If you want to exclude non-matches, you can inner join the tables instead on trim(upper(b.ref1)) = trim(upper(a.ref1)) or trim(upper(b.ref2)) = trim(upper(a.ref2)) or trim(upper(b.ref3)) = trim(upper(a.ref3))
. This may make the query faster (but is not guaranteed to do so). It will, however, make the query a tad more prone to errors and a lower its maintainability, because you'd state the conditions twice.
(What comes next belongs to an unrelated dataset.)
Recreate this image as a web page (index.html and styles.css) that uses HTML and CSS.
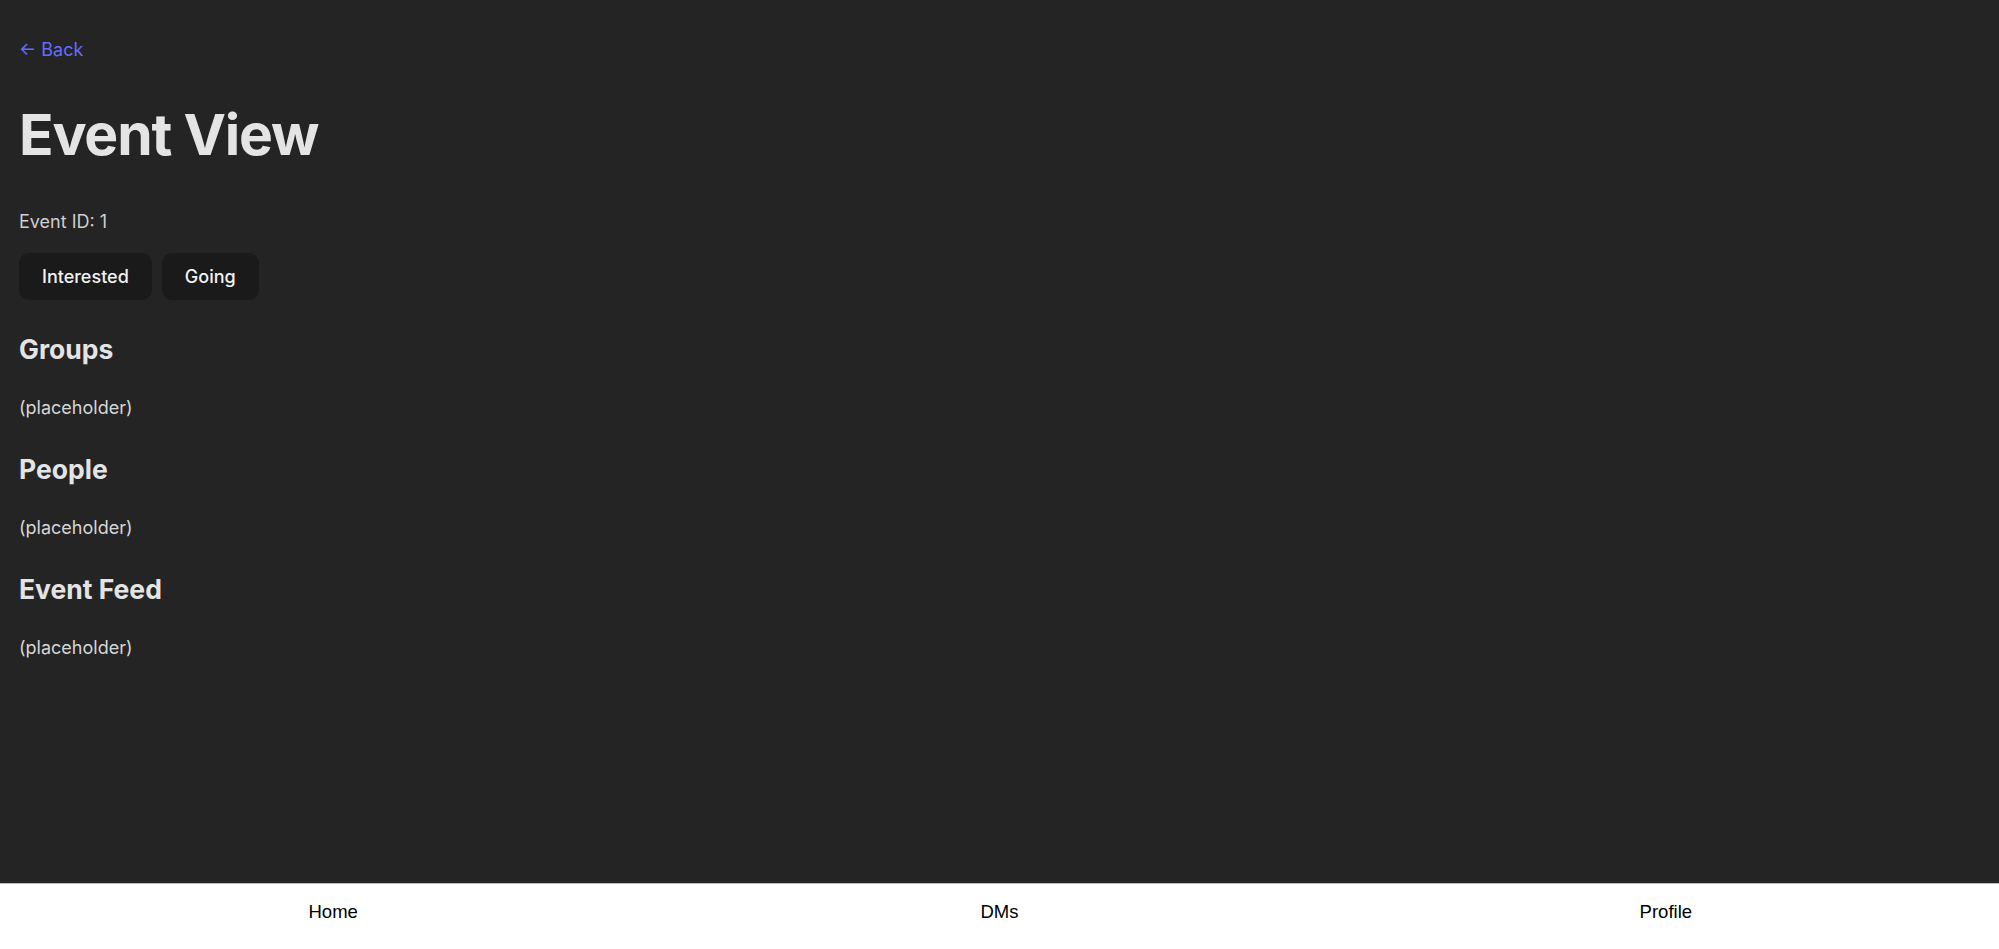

CodePudding user response:
You can use CASE WHEN ... THEN in your SELECT clause to implement your match rules.
SELECT *
FROM (
Select Distinct A.Id, A.Ref1, A.Ref2, A.Ref3, B.Ref1, B.Ref2, B.Ref3,
CASE
WHEN A.Ref1 = B.Ref1 AND A.Ref2 = B.Ref2 AND A.Ref3 = B.Ref3
THEN 'Exact Match'
WHEN A.Ref1 = B.Ref1 AND A.Ref2 = B.Ref2
THEN 'Partial Match 1'
WHEN A.Ref2 = B.Ref2 AND A.Ref3 = B.Ref3
THEN 'Partial Match 1'
WHEN A.Ref1 = B.Ref1 AND A.Ref3 = B.Ref3
THEN 'Partial Match 1'
WHEN (A.Ref1 = B.Ref1 OR A.Ref2 = B.Ref2 OR A.Ref3 = B.Ref3)
THEN 'Partial Match 2'
ELSE NULL
END Match
from A
Join B
On TRIM(UPPER(B.Ref1)) = TRIM(UPPER(A.Ref1)) And
TRIM(UPPER(B.Ref2)) = TRIM(UPPER(A.Ref2)) And
TRIM(UPPER(B.Ref3)) = TRIM(UPPER(A.Ref3))
) subquery
WHERE Match = 'Partial Match 1'
This gets the desired items from your resultset, omitting the ones you don't want.
SQL is all about sets and subqueries.
It's a bit verbose, but so are your matching rules.